Gore (70) received a standing ovation in the Nobel Peace Prize Forum at the University’s Aula Tuesday. A crowded hall had come to hear him talk about the theme of the year, “How to solve the climate crisis?”.

“The world is in an early phase of a sustainable revolution. These changes sweep over the world economy. The economies must be circular so that the supply chain can recycle waste. Here, investors are showing the way,’’ said Al Gore, among others.

Together with some of the world’s leading researchers and climate experts, the Forum wants to involve the public in combating one of the biggest threats to peace and development in the world today, the climate crisis.

Climate caravan

The former Democratic Vice President drew up a comparison with the so-called caravan that left Honduras in mid-October.

Mostly escaping from violence and poverty in the hope of a better life in the United States, President Donald Trump has determined that they will not enter the country.

Gore linked the refugee flow to drought and climate issues.

“In the United States, Trump has made a big point about the caravan. Central America is perhaps the most vulnerable area in terms of the climate crisis,’’ said Gore, pointing to Honduras and Guatemala as very hard-hit countries.

“This is where these refugees come from. Many of them have not been able to harvest in a year or two. Millions will be driven away due to drought. This is not often put on the agenda when it comes to the climate crisis, but it poses a threat to global security,” he said.

A shame

Gore thought it a pity the way in which the world receives this message and said that history’s judgment will be very harsh.

“But we can not wait for that judgment because we all have a job to do – and quickly. We can not wait. We lose a football pitch sized area of trees with every second that passes. But we have solutions today that can be put into practice, and are being put into practice. Things get cheaper and better quickly. It has happened with renewable energy.
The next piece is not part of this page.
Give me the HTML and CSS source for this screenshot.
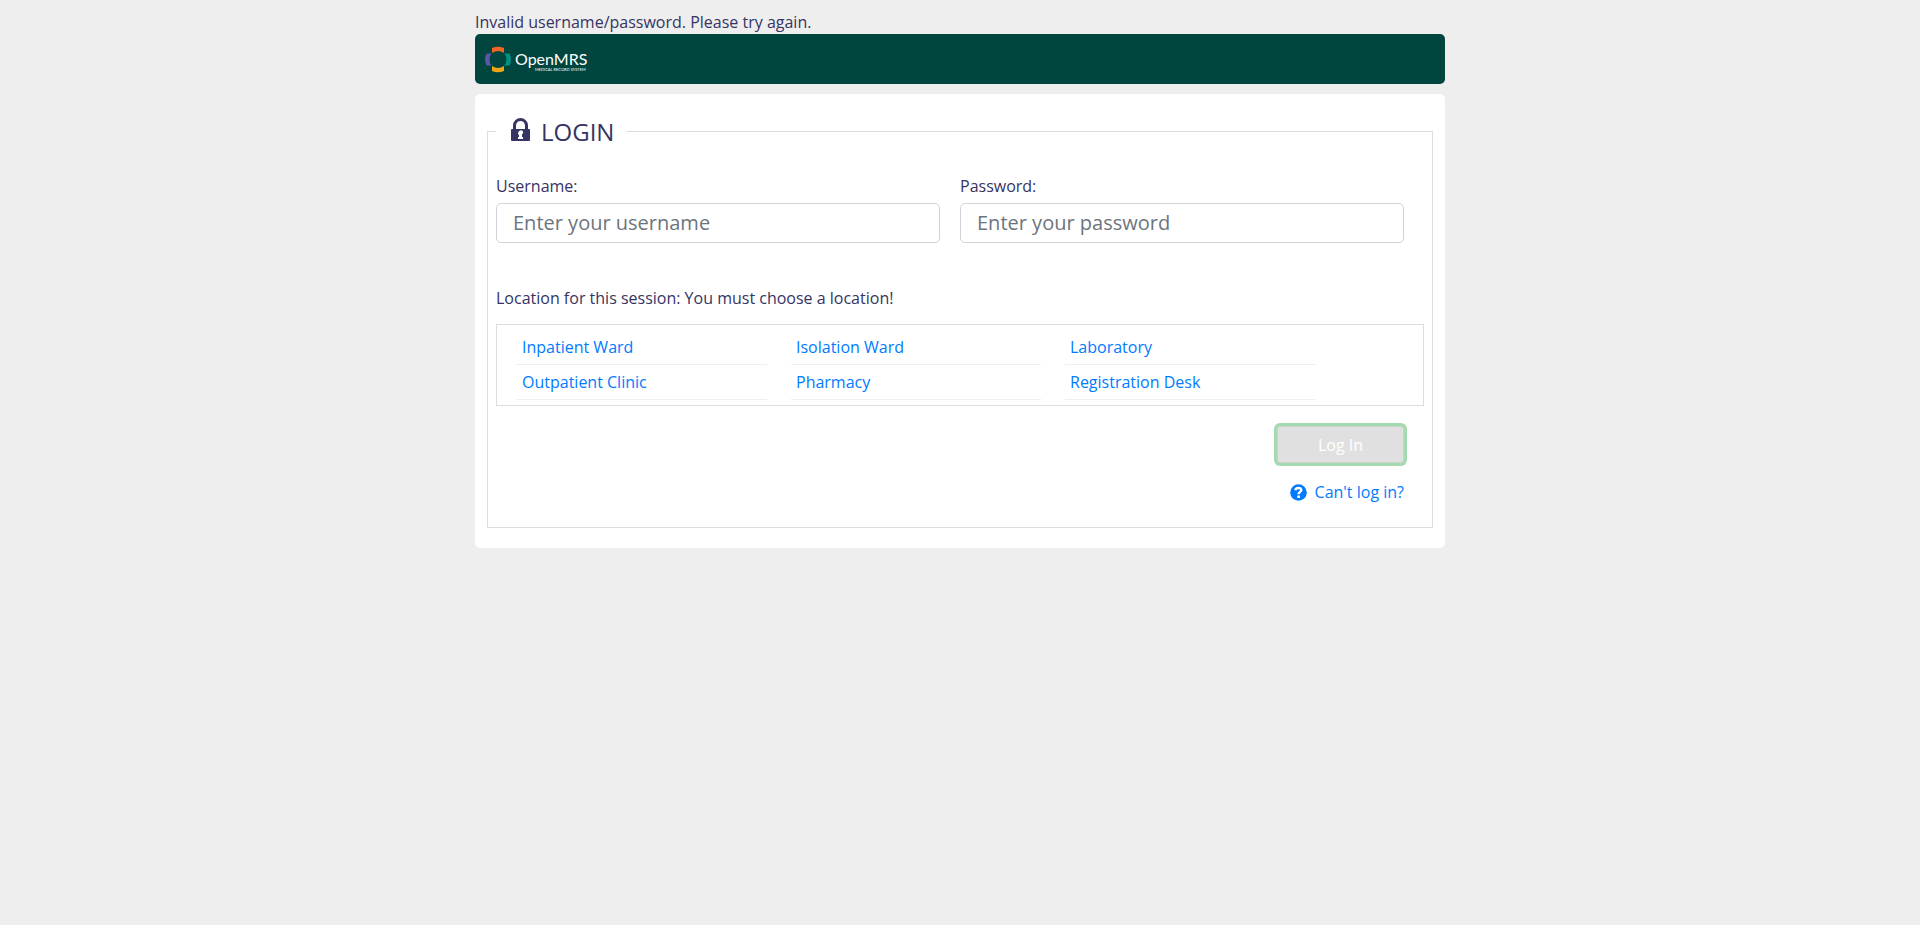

That’s good news,’’ said the former peace prize winner.

On the climate panel, Director-General José Graziano da Silva sat in from the UN Nutrition and Agriculture Organization, Director

Johan Rockström, from the Potsdam Institute for Climate Impact Research, Senior Advisor, Thina Margrethe Saltvedt from Sustainable
Finance in Nordea, and Professor Katharine Hayhoe from the Political Science department of Texas Tech University.